Step 2: from SMILES  2021.10.13
    Create the structure from the SMILES in the variable '$SMILES', overwriting
    the current configuration. The name of the system will be the canonical
    SMILES of the structure. The name of the configuration will be initial.

it describes each parameter, which in this case is just a single SMILES variable we added. In the from SMILES step in the first part, SEAMM notifies us about building the molecular structure using the value stored in the SMILES variable.

In the next part of the output when SEAMM is actually executing the workflow, the output becomes more explicit:

Step 1: Parameters  2021.10.13
    The following variables have been set from command-line arguments,
    environment variables, a configuration file, (.ini), or a default value, in
    that order.

    +------------+---------+-------------+-----------------------------+
    | Variable   | Value   | Set From    | Description                 |
    +============+=========+=============+=============================+
    | SMILES     | CCO     | commandline | The SMILES for the molecule |
    +------------+---------+-------------+-----------------------------+

Step 2: from SMILES  2021.10.13
    Create the structure from the SMILES 'CCO', overwriting the current
    configuration. The name of the system will be the canonical SMILES of the
    structure. The name of the configuration will be initial.

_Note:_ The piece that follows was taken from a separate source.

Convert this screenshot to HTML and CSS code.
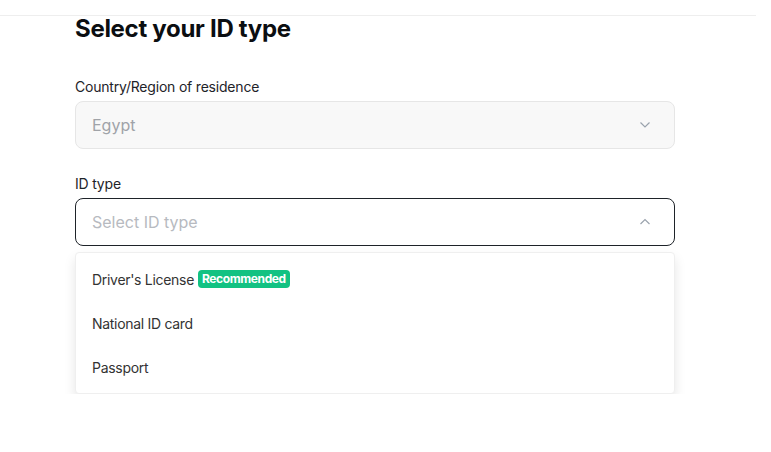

    Created a molecular structure with 9 atoms.
           System name = CCO
    Configuration name = initial

In the output shown above, the from SMILES step now prints out the actual values of the SMILES being used to construct the molecule.

Note

For more clarity, SEAMM prints out the value of the SMILES variable and the interface, within which the variable was set – in this case, the CLI. Some of the optional parameters in SEAMM can be set from the seamm.ini configuration file should users plan to use them frequently.